COLLECTED MATERIAL

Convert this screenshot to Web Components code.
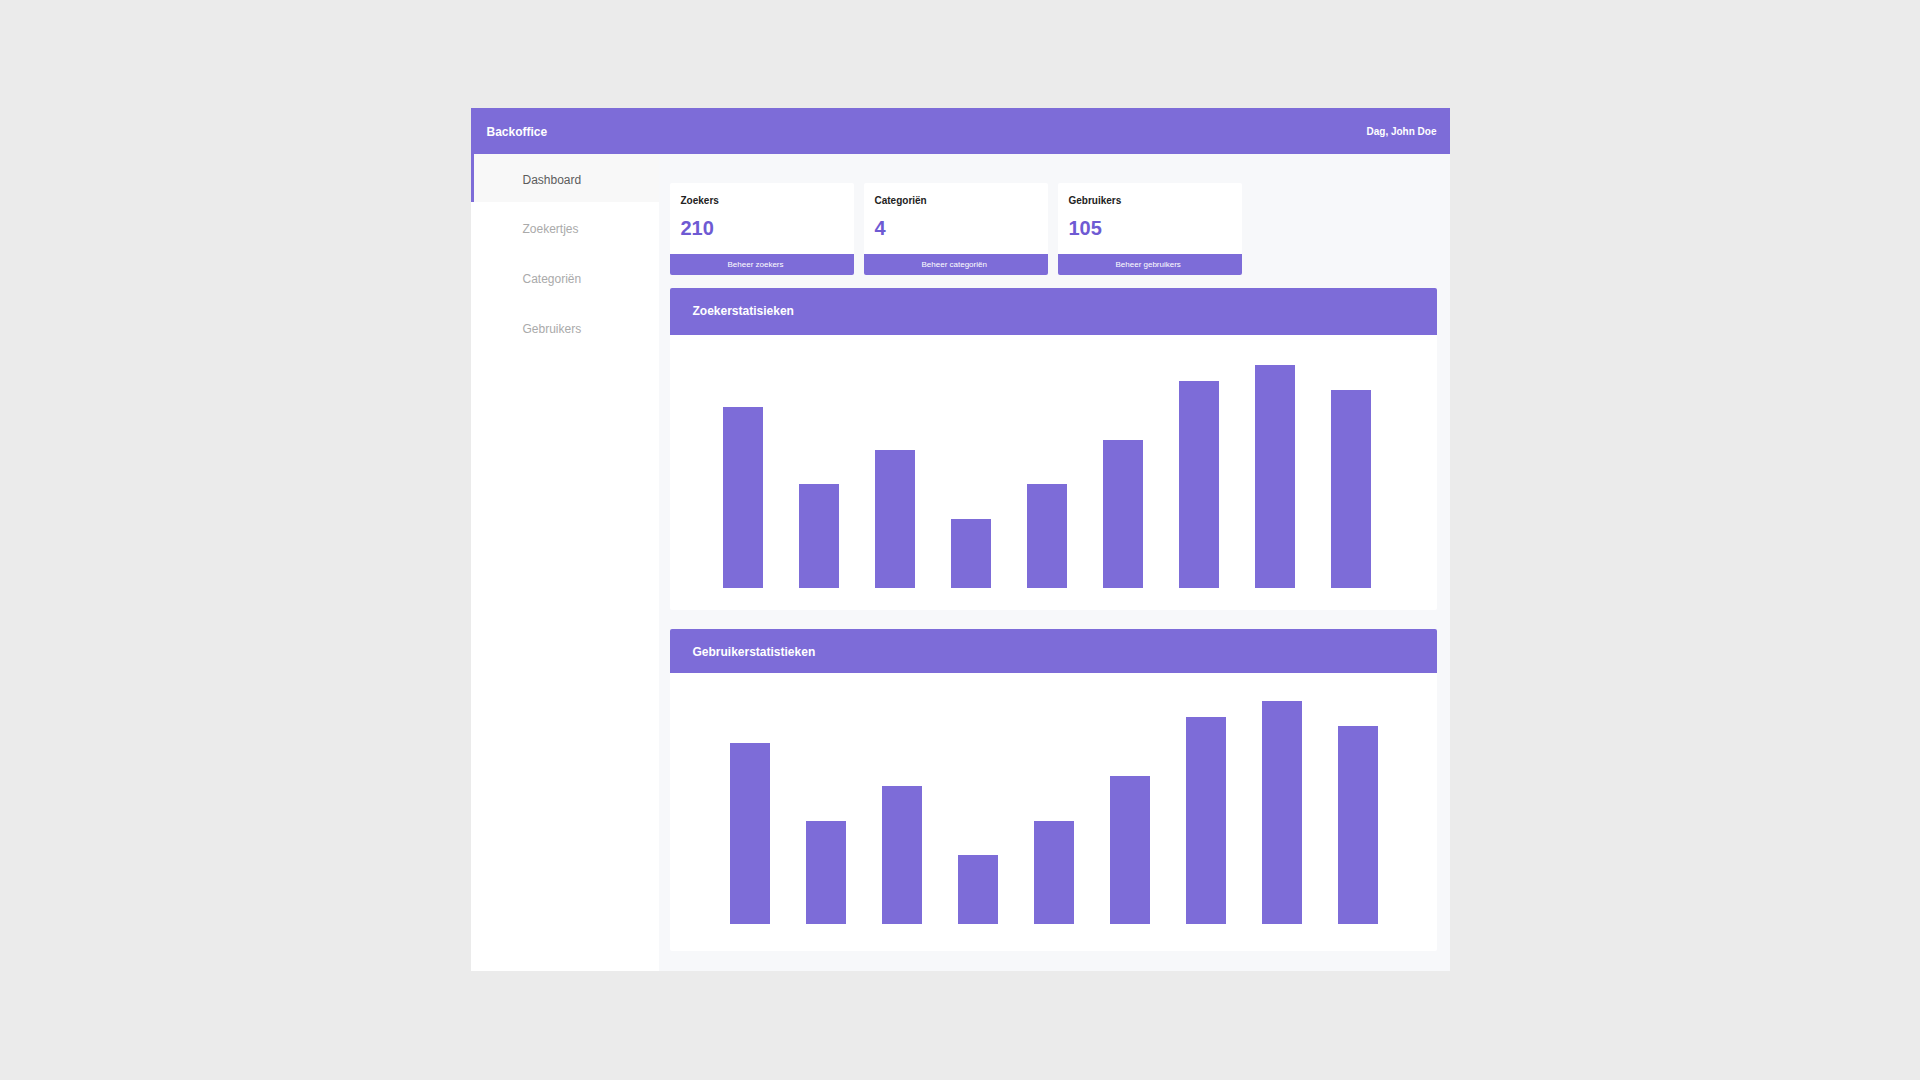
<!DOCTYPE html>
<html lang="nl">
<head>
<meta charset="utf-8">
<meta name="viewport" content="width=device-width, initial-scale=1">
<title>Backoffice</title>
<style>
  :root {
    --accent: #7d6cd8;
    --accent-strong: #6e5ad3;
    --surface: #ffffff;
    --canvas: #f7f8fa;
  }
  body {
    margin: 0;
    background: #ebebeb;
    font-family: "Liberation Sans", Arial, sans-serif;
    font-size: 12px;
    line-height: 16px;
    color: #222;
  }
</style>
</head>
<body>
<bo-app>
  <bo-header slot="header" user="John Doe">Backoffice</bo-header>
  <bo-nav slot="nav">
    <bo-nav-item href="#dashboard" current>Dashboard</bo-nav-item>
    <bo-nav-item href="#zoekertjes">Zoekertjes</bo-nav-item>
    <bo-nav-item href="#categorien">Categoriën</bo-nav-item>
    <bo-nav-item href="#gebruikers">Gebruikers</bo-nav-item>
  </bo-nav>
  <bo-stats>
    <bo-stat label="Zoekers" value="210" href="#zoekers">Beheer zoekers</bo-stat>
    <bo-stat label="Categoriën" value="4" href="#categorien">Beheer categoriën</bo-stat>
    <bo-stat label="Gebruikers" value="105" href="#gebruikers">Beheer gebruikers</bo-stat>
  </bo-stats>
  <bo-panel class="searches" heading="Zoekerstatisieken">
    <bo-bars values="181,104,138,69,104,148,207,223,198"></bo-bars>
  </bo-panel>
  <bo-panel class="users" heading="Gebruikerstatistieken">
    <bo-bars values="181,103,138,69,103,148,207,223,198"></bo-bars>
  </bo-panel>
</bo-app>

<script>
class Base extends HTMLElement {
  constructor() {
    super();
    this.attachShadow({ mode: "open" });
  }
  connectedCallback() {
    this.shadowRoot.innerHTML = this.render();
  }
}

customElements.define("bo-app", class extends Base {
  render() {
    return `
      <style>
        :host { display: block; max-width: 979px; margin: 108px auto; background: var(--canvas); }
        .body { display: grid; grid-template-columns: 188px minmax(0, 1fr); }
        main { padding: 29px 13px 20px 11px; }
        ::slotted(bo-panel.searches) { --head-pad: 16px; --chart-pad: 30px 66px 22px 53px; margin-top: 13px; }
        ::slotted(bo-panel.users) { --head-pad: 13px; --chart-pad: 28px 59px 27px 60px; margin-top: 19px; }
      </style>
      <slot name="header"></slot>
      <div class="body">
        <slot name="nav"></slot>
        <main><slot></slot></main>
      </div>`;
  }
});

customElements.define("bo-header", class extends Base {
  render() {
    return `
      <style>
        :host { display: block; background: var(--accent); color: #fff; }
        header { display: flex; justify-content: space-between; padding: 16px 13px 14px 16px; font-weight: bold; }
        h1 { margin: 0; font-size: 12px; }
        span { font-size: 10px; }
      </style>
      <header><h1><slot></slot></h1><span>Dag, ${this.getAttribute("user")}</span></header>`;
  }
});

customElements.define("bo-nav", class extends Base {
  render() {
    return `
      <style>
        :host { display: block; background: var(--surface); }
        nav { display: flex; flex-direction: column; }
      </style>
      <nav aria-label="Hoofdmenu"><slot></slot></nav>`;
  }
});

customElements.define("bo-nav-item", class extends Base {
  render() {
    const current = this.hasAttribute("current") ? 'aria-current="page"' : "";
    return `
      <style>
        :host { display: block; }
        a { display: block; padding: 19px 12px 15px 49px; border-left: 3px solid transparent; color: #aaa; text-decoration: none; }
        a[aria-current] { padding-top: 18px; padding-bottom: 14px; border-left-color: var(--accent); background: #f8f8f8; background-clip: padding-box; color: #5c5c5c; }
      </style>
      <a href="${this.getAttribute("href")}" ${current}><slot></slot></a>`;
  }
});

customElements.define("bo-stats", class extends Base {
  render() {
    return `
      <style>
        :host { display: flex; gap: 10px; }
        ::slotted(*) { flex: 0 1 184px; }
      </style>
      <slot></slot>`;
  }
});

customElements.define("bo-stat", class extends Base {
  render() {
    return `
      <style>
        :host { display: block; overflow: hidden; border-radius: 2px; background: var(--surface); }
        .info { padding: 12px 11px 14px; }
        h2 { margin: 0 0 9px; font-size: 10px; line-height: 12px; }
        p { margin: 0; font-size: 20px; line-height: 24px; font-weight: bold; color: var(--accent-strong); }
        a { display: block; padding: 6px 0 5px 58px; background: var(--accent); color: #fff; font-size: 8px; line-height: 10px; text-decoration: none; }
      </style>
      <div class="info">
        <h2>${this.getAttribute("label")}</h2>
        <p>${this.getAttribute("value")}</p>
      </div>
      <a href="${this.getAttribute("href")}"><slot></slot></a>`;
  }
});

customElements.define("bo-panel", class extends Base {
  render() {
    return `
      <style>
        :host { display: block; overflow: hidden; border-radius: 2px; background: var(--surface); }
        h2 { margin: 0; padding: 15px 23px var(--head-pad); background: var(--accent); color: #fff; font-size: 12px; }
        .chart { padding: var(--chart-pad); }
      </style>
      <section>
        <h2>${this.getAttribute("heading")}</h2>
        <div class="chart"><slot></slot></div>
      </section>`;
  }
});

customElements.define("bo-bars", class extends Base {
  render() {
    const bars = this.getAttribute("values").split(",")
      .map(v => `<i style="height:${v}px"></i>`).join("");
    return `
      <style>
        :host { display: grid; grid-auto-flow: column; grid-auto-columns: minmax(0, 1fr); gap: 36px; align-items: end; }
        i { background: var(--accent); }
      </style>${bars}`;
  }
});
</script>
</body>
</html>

TASK GOAL
Look through the data and gather every line with the string "this" in it.

FINAL RESULT
Convert this screenshot to Web Components code.
    this.attachShadow({ mode: "open" });
    this.shadowRoot.innerHTML = this.render();
      <header><h1><slot></slot></h1><span>Dag, ${this.getAttribute("user")}</span></header>`;
    const current = this.hasAttribute("current") ? 'aria-current="page"' : "";
      <a href="${this.getAttribute("href")}" ${current}><slot></slot></a>`;
        <h2>${this.getAttribute("label")}</h2>
        <p>${this.getAttribute("value")}</p>
      <a href="${this.getAttribute("href")}"><slot></slot></a>`;
        <h2>${this.getAttribute("heading")}</h2>
    const bars = this.getAttribute("values").split(",")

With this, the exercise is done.